Qumulo is seeking a Site Reliability Engineer to help develop solutions for managing and monitoring internal and customer-facing applications. The SRE will work within the engineering team to improve processes and ensure system availability across on-premise and cloud environments.Responsibilities:
Collaborate with a team to identify opportunities, plan new features, and implement solutions.
Troubleshoot build and test failures, diagnosing problems.
Implement monitoring to ensure systems are working as expected and can raise alerts when problems are detected.
Participate in an on-call rotation for critical incidents.
Requirements:
Experience working in Linux (Ubuntu).
Experience with Python or similar programming languages.
Experience with system orchestration tools (Ansible, Terraform, AWS CloudFormation).
Experience with major cloud providers (AWS, GCP, Azure).
Functional understanding of Kubernetes and containers.
Experience with monitoring tools and technologies (Grafana, InfluxDB, Prometheus).
Experience troubleshooting systems issues.
Knowledge of build automation and test frameworks.
Qumulo offers:
Excellent healthcare coverage.
Parental leave.
401K investment plan.
Unlimited paid time off, strongly encouraged to take at least 3 weeks per year.
Qumulo is a leading file data platform designed for multi-cloud environments.
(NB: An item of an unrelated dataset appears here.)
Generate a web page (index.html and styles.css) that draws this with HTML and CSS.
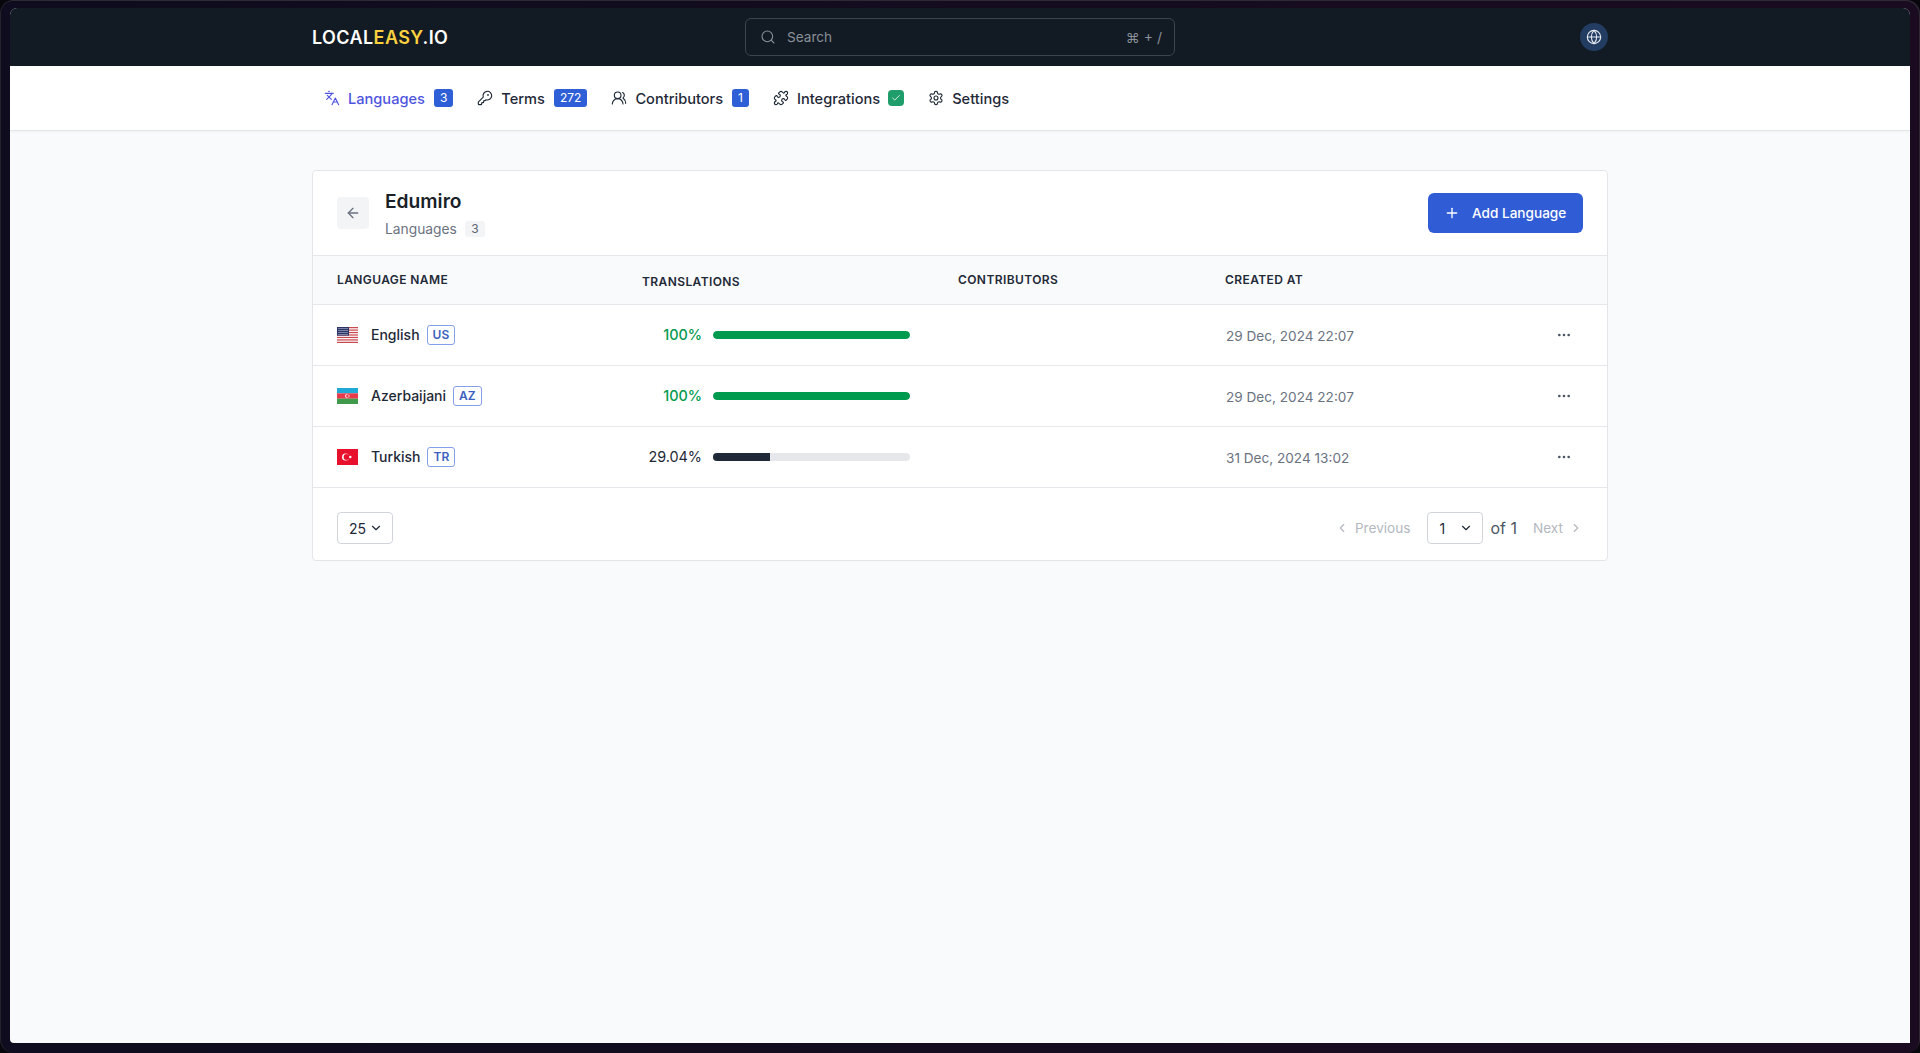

It empowers organizations with freedom, control, and real-time visibility over file data at scale. Renowned for serving Fortune 500 companies, film studios, and research institutions, Qumulo simplifies file data management through continuous feature updates and a unified solution for diverse workloads. The company fosters an open, collaborative, and inclusive culture, valuing diverse perspectives and data-driven experimentation. Qumulo promotes ownership and transparency, prioritizing customer success through accessible support and ongoing innovation.